The Commission’s report launching the new working time consultation acknowledges the specific situation of the health sector, without offering any possible ways to reconcile competing demands. It recognises that the need to provide round the clock services “creates the delicate problem of how to calculate working hours and rest periods in cases of ‘on-call time’. It contrasts the views of those who maintain that long hours spent on call at the workplace can have a detrimental effect on staff health and so should therefore be counted as working time against the argument that to do so “can have very damaging consequences for the functioning and financing of services that need special flexibility in order to function on a 24-hour basis”.

 

While changes to EU working time legislation are certainly unlikely in the short-term, new European rules clamping down on late payments could be agreed within a few months. The European Parliament is due to vote before the summer on measures to tighten up existing arrangements and the medical technology industry is following developments with interest.

 

Eucomed, which represents 11,000 designers, manufacturers and suppliers of medical technology, has recently complained that its members are suffering because of delays by hospitals in paying for the equipment they purchase.
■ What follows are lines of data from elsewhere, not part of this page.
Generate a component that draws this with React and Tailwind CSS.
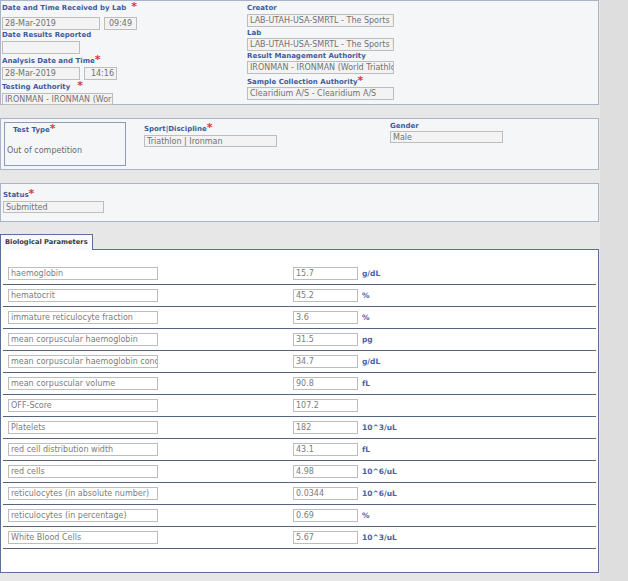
import React from 'react';

const font = { fontFamily: '"DejaVu Sans", Verdana, sans-serif' };

// red required-field marker, kept out of the line box so it never pushes rows down
const Star = ({ className = '' }) => (
  <span className={`inline-block h-0 align-top relative -top-[2px] text-[11px] leading-none text-[#d83a3a] ${className}`}>*</span>
);

const Label = ({ children, star, starGap = 'ml-0', className = '' }) => (
  <div className={`h-[11px] text-[7px] font-bold leading-[11px] text-[#3f5c9a] whitespace-nowrap ${className}`}>
    {children}
    {star && <Star className={starGap} />}
  </div>
);

const Box = ({ value = '', w, className = '', bg = 'bg-[#f3f3f3]' }) => (
  <div
    className={`h-[13px] border border-[#bdbdbd] ${bg} px-[2px] text-[8px] leading-[11px] text-[#727272] whitespace-nowrap overflow-hidden ${w} ${className}`}
  >
    {value}
  </div>
);

const params = [
  ['haemoglobin', '15.7', 'g/dL'],
  ['hematocrit', '45.2', '%'],
  ['immature reticulocyte fraction', '3.6', '%'],
  ['mean corpuscular haemoglobin', '31.5', 'pg'],
  ['mean corpuscular haemoglobin conc', '34.7', 'g/dL'],
  ['mean corpuscular volume', '90.8', 'fL'],
  ['OFF-Score', '107.2', ''],
  ['Platelets', '182', '10^3/uL'],
  ['red cell distribution width', '43.1', 'fL'],
  ['red cells', '4.98', '10^6/uL'],
  ['reticulocytes (in absolute number)', '0.0344', '10^6/uL'],
  ['reticulocytes (in percentage)', '0.69', '%'],
  ['White Blood Cells', '5.67', '10^3/uL'],
];

export default function App() {
  return (
    <div className="w-[628px] h-[581px] bg-[#dedede] overflow-hidden" style={font}>
      <div className="w-[600px] h-full bg-[#e7e7e7]">
        {/* sample details */}
        <div className="w-[599px] h-[105px] border border-[#a9b5c6] bg-[#f5f6f8] flex">
          <div className="w-[246px] pl-[1px] pt-[2px]">
            <Label star starGap="ml-[5px]">Date and Time Received by Lab</Label>
            <div className="flex gap-[4px] mt-[3px]">
              <Box value="28-Mar-2019" w="w-[98px]" />
              <Box value="09:49" w="w-[33px]" className="text-center" />
            </div>
            <Label>Date Results Reported</Label>
            <Box w="w-[78px]" />
            <Label star className="mt-[2px]">Analysis Date and Time</Label>
            <div className="flex gap-[4px]">
              <Box value="28-Mar-2019" w="w-[78px]" />
              <Box value="14:16" w="w-[33px]" className="text-right" />
            </div>
            <Label star starGap="ml-[7px]" className="mt-[2px]">Testing Authority</Label>
            <Box value="IRONMAN - IRONMAN (World Triathlon)" w="w-[111px]" className="!h-[12px]" />
          </div>
          <div className="pt-[2px]">
            <Label>Creator</Label>
            <Box value="LAB-UTAH-USA-SMRTL - The Sports Medicine" w="w-[147px]" />
            <Label className="mt-[1px] !h-[10px] !leading-[10px]">Lab</Label>
            <Box value="LAB-UTAH-USA-SMRTL - The Sports Medicine" w="w-[147px]" />
            <Label className="!h-[10px] !leading-[10px]">Result Management Authority</Label>
            <Box value="IRONMAN - IRONMAN (World Triathlon)" w="w-[147px]" />
            <Label star className="mt-[3px] !h-[10px] !leading-[10px]">Sample Collection Authority</Label>
            <Box value="Clearidium A/S - Clearidium A/S" w="w-[147px]" />
          </div>
        </div>

        {/* test type */}
        <div className="w-[599px] h-[52px] mt-[13px] border border-[#a9b5c6] bg-[#f5f6f8] flex">
          <div className="ml-[3px] mt-[3px] w-[122px] h-[44px] border border-[#8d9bb3] pl-[2px]">
            <Label star className="ml-[6px] mt-[2px]">Test Type</Label>
            <div className="mt-[10px] text-[8px] leading-[10px] text-[#6a6a6a]">Out of competition</div>
          </div>
          <div className="ml-[18px] mt-[5px]">
            <Label star>Sport|Discipline</Label>
            <Box value="Triathlon | Ironman" w="w-[133px]" className="!h-[12px]" />
          </div>
          <div className="ml-[113px] mt-[2px]">
            <Label className="!h-[10px] !leading-[10px]">Gender</Label>
            <Box value="Male" w="w-[113px]" className="!h-[12px]" />
          </div>
        </div>

        {/* status */}
        <div className="w-[599px] h-[39px] mt-[13px] border border-[#a9b5c6] bg-[#f5f6f8] pl-[2px] pt-[6px]">
          <Label star>Status</Label>
          <Box value="Submitted" w="w-[101px]" className="!h-[12px]" />
        </div>

        {/* biological parameters */}
        <div className="mt-[12px] flex">
          <div className="h-[16px] w-[93px] border border-b-0 border-[#5c6f98] bg-[#f8f9fb] pl-[4px] text-[6.7px] font-bold leading-[15px] text-[#3a3a3a] whitespace-nowrap relative z-10">
            Biological Parameters
          </div>
        </div>
        <div className="w-[599px] h-[324px] -mt-[1px] border border-[#5c6f98] bg-white pt-[13px] px-[2px]">
          {params.map(([name, value, unit]) => (
            <div key={name} className="h-[22px] border-b border-[#55657f] flex items-center">
              <Box value={name} w="w-[150px]" bg="bg-white" className="ml-[5px] !text-[#7c7c7c]" />
              <Box value={value} w="w-[65px]" bg="bg-white" className="ml-[135px] !text-[#7c7c7c]" />
              <span className="ml-[4px] text-[7.5px] font-bold text-[#4a63a0] whitespace-nowrap">{unit}</span>
            </div>
          ))}
        </div>
      </div>
    </div>
  );
}
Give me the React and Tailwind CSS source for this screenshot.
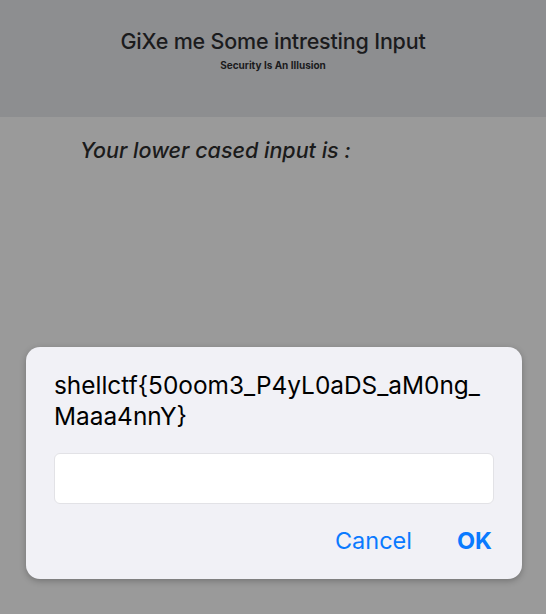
export default function App() {
  return (
    <div className="relative h-[614px] w-full overflow-hidden bg-[#9a9a9a] font-['Inter',sans-serif]">
      <header className="flex h-[117px] flex-col items-center bg-[#8d8e90] pt-[27px]">
        <h1 className="text-[21.5px] leading-[28px] font-medium tracking-[-0.2px] text-[#1b1b1d]">GiXe me Some intresting Input</h1>
        <p className="mt-[4px] text-[10px] leading-[12px] font-bold text-[#1b1b1d]">Security Is An Illusion</p>
      </header>

      <p className="pl-[80px] pt-[19px] text-[21.5px] leading-[28px] font-medium italic text-[#1b1b1b]">
        Your lower cased input is :
      </p>

      {/* prompt dialog */}
      <div className="absolute left-[26px] top-[347px] w-[496px] rounded-[14px] bg-[#f1f1f6] px-[28px] pt-[23px] pb-[23px] shadow-[0_2px_6px_rgba(0,0,0,0.25)]">
        <p className="text-[24.4px] leading-[31px] text-black">
          shellctf{'{'}50oom3_P4yL0aDS_aM0ng_<br />Maaa4nnY{'}'}
        </p>
        <input
          type="text"
          className="mt-[21px] block h-[51px] w-full rounded-[6px] border border-[#e2e2e6] bg-white px-3 text-[20px] outline-none"
        />
        <div className="mt-[22px] flex items-center justify-end gap-[45px] pr-[2px]">
          <button type="button" className="text-[23.5px] leading-[30px] text-[#0a7aff]">Cancel</button>
          <button type="button" className="text-[23.5px] leading-[30px] font-bold text-[#0a7aff]">OK</button>
        </div>
      </div>
    </div>
  )
}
It found that last year invoices unpaid for over 30 days by public hospitals amounted to over seven billion euro – the equivalent of 10 percent of the sector’s turnover.

 

John Wilkinson, Eucomed’s chief executive, has warned of the consequences of such delays, “The situation has become so severe that some companies are facing bankruptcy. Unfortunately, patients will also suffer when companies withdraw from the market and the range of products and treatments available become restricted. This will add to health inequalities across Europe.”

 

The worst culprits are Spain and Italy where the average payment time by hospitals is 200 days, although in some of their regions it can be three times as long. In almost half of all 27 EU Member States the average payment period is well over 100 days. At the other end of the scale, the UK has committed central government departments and National Health Service agencies to pay within ten days. In Ireland, government departments settle invoices within 15 days and state bodies within 30.

 

Eucomed fully supports the current legislative proposal that tougher penalties be applied to late payers. These include interest on the sums owed and responsibility for meeting the recovery costs involved. The medical technology sector is also fighting any moves to exempt public hospitals from the scope of the European legislation.